▶ **Written request**
Report only the number of lines in this material that include "size".
─── Supplied material ───
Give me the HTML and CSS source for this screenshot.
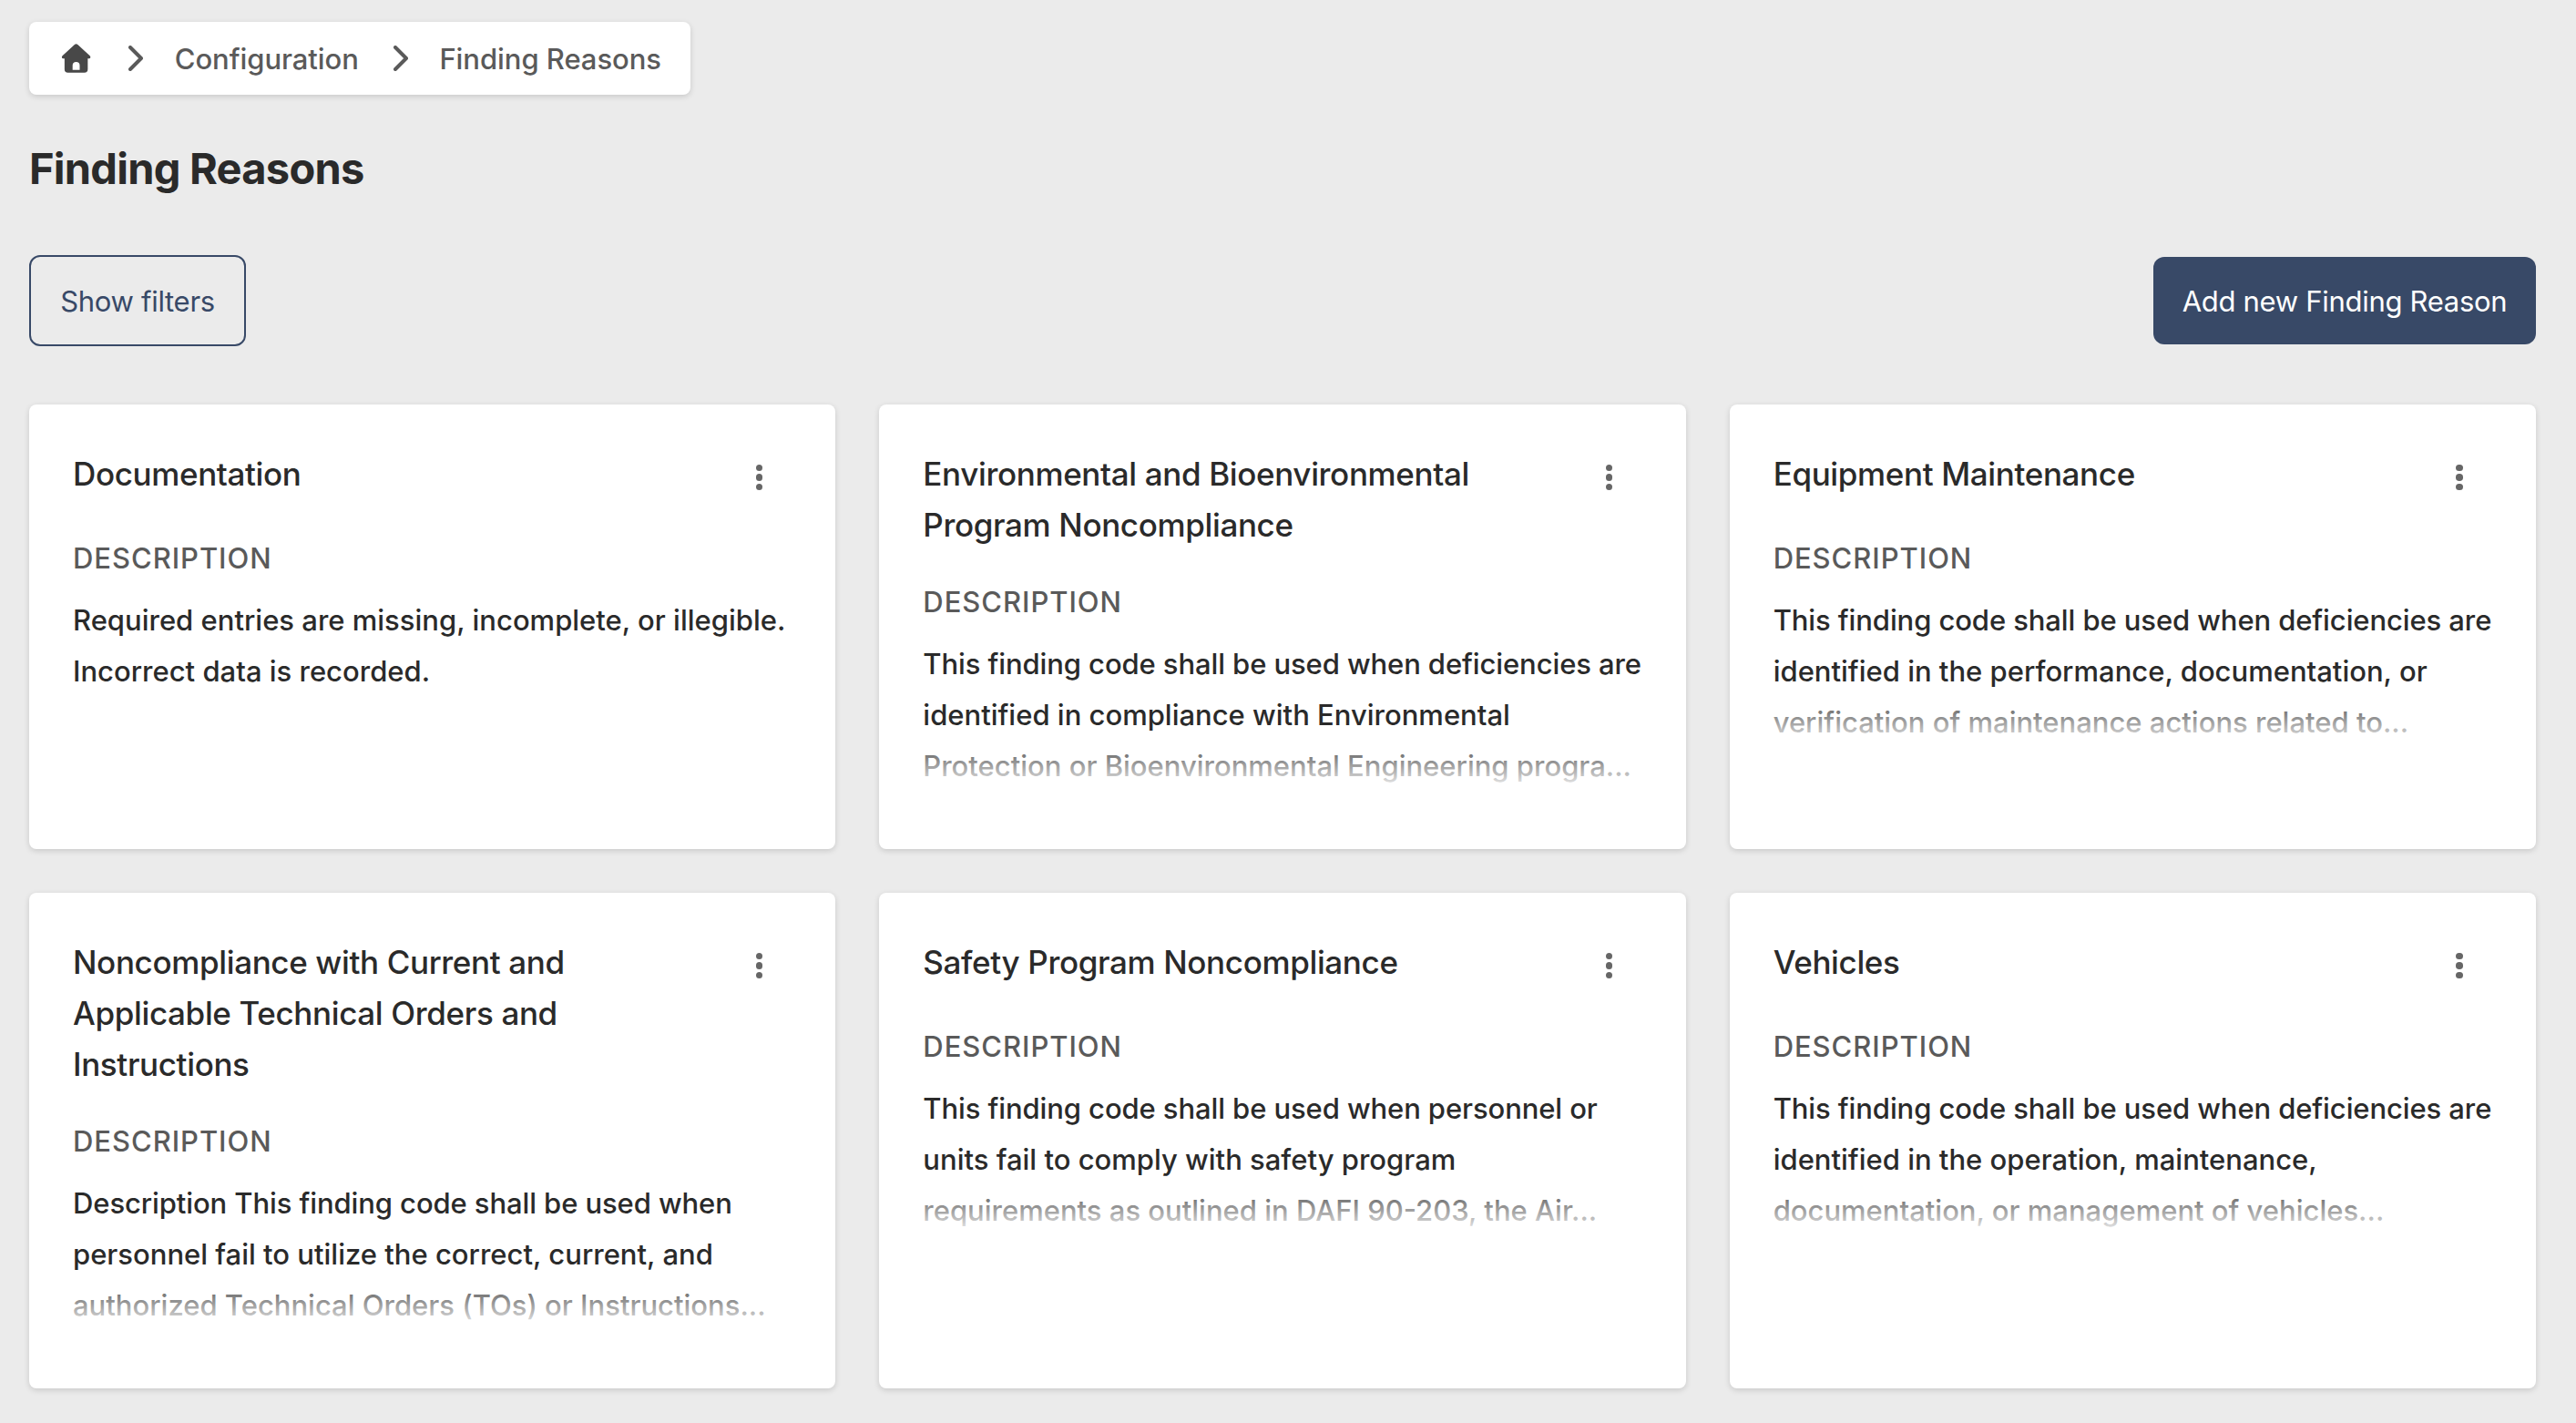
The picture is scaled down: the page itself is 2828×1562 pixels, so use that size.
FILE: index.html
```html
<!DOCTYPE html>
<html lang="en">
<head>
  <meta charset="UTF-8">
  <title>Finding Reasons</title>
  <link rel="stylesheet" href="styles.css">
</head>
<body>
  <nav class="breadcrumb">
    <svg class="home" viewBox="0 0 40 40"><path fill-rule="evenodd" d="M18.2 4.8a2.6 2.6 0 0 1 3.6 0L35.4 17.3c1.2 1.2.6 3-.9 3H33v11.900a3.800 3.800 0 0 1-3.800 3.800H10.800A3.800 3.800 0 0 1 7 32.200V20.300H5.500c-1.500 0-2.100-1.800-.9-3zM20 24a4 4 0 0 0-4 4v5h8v-5a4 4 0 0 0-4-4z"/></svg>
    <svg class="chevron" viewBox="0 0 16 28"><path d="M2 2l12 12L2 26"/></svg>
    <span>Configuration</span>
    <svg class="chevron" viewBox="0 0 16 28"><path d="M2 2l12 12L2 26"/></svg>
    <span>Finding Reasons</span>
  </nav>

  <h1>Finding Reasons</h1>

  <div class="toolbar">
    <button class="btn btn-outline">Show filters</button>
    <button class="btn btn-primary">Add new Finding Reason</button>
  </div>

  <main class="cards">
    <div class="card">
      <div class="card-header">
        <h2>Documentation</h2>
        <button class="menu"><i></i><i></i><i></i></button>
      </div>
      <div class="label">Description</div>
      <p class="text">Required entries are missing, incomplete, or illegible.<br>Incorrect data is recorded.</p>
    </div>

    <div class="card">
      <div class="card-header">
        <h2>Environmental and Bioenvironmental<br>Program Noncompliance</h2>
        <button class="menu"><i></i><i></i><i></i></button>
      </div>
      <div class="label">Description</div>
      <p class="text fade"><span class="tight">This finding code shall be used when deficiencies are</span><br>identified in compliance with Environmental<br>Protection or Bioenvironmental Engineering progra...</p>
    </div>

    <div class="card">
      <div class="card-header">
        <h2>Equipment Maintenance</h2>
        <button class="menu"><i></i><i></i><i></i></button>
      </div>
      <div class="label">Description</div>
      <p class="text fade"><span class="tight">This finding code shall be used when deficiencies are</span><br>identified in the performance, documentation, or<br>verification of maintenance actions related to...</p>
    </div>

    <div class="card">
      <div class="card-header">
        <h2>Noncompliance with Current and<br>Applicable Technical Orders and<br>Instructions</h2>
        <button class="menu"><i></i><i></i><i></i></button>
      </div>
      <div class="label">Description</div>
      <p class="text fade"><span class="tight">Description This finding code shall be used when</span><br>personnel fail to utilize the correct, current, and<br>authorized Technical Orders (TOs) or Instructions...</p>
    </div>

    <div class="card">
      <div class="card-header">
        <h2>Safety Program Noncompliance</h2>
        <button class="menu"><i></i><i></i><i></i></button>
      </div>
      <div class="label">Description</div>
      <p class="text fade"><span class="tight">This finding code shall be used when personnel or</span><br>units fail to comply with safety program<br>requirements as outlined in DAFI 90-203, the Air...</p>
    </div>

    <div class="card">
      <div class="card-header">
        <h2>Vehicles</h2>
        <button class="menu"><i></i><i></i><i></i></button>
      </div>
      <div class="label">Description</div>
      <p class="text fade"><span class="tight">This finding code shall be used when deficiencies are</span><br>identified in the operation, maintenance,<br>documentation, or management of vehicles...</p>
    </div>
  </main>
</body>
</html>
```
FILE: styles.css
```css
* {
  box-sizing: border-box;
}

body {
  margin: 0;
  padding: 24px 44px 38px 32px;
  background: #ebebeb;
  color: #2a2a2a;
  font-family: Inter, 'Open Sans', sans-serif;
  font-size: 31px;
}

.breadcrumb {
  display: flex;
  align-items: center;
  width: 726px;
  height: 80px;
  padding: 0 32px;
  background: #fff;
  border-radius: 8px;
  box-shadow: 0 2px 6px rgba(0, 0, 0, 0.15);
  color: #5a5a5a;
  font-weight: 500;
  letter-spacing: -0.05px;
  white-space: nowrap;
}

.home {
  width: 40px;
  height: 40px;
  fill: #484848;
}

.chevron {
  width: 16px;
  height: 28px;
  margin: 0 34.500px 0 38px;
  flex: none;
  fill: none;
  stroke: #5a5a5a;
  stroke-width: 4;
  stroke-linecap: round;
  stroke-linejoin: round;
}

h1 {
  margin: 53px 0 67px;
  font-size: 47px;
  line-height: 56px;
  font-weight: 700;
  letter-spacing: -0.75px;
}

.toolbar {
  display: flex;
  justify-content: space-between;
  align-items: center;
  margin-bottom: 64px;
}

.btn {
  height: 96px;
  padding: 0;
  border: none;
  border-radius: 12px;
  font-family: inherit;
  font-size: 31px;
  white-space: nowrap;
}

.btn-outline {
  width: 238px;
  height: 100px;
  border: 2px solid #384967;
  background: transparent;
  color: #384967;
  letter-spacing: -0.3px;
}

.btn-primary {
  width: 420px;
  background: #384967;
  color: #fff;
  letter-spacing: -0.3px;
}

.cards {
  display: grid;
  grid-template-columns: repeat(3, 1fr);
  gap: 48px;
}

.card {
  padding: 48px 48px 64px;
  background: #fff;
  border-radius: 8px;
  box-shadow: 0 2px 6px rgba(0, 0, 0, 0.15);
  white-space: nowrap;
}

.card-header {
  display: flex;
  justify-content: space-between;
  align-items: flex-start;
  min-height: 64px;
  margin-bottom: 32px;
}

h2 {
  margin: 0;
  font-size: 35px;
  line-height: 56px;
  font-weight: 500;
  letter-spacing: -0.36px;
}

.menu {
  display: flex;
  flex-direction: column;
  align-items: center;
  justify-content: center;
  gap: 3px;
  width: 72px;
  height: 64px;
  padding: 0;
  border: none;
  background: none;
}

.menu i {
  width: 7.5px;
  height: 7.5px;
  border-radius: 50%;
  background: #666;
}

.label {
  margin-bottom: 15px;
  line-height: 49px;
  color: #5a5a5a;
  font-weight: 450;
  letter-spacing: 0.95px;
  text-transform: uppercase;
}

.text {
  position: relative;
  margin: 0 0 -1px;
  padding-top: 1px;
  line-height: 56px;
  font-weight: 500;
}

.tight {
  letter-spacing: -0.1px;
}

/* fades out the last line of a truncated description */
.fade::after {
  content: '';
  position: absolute;
  left: 0;
  right: 0;
  bottom: 0;
  height: 64px;
  background: linear-gradient(rgba(255, 255, 255, 0), #fff);
}
```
───
▶ **Worked solution**
5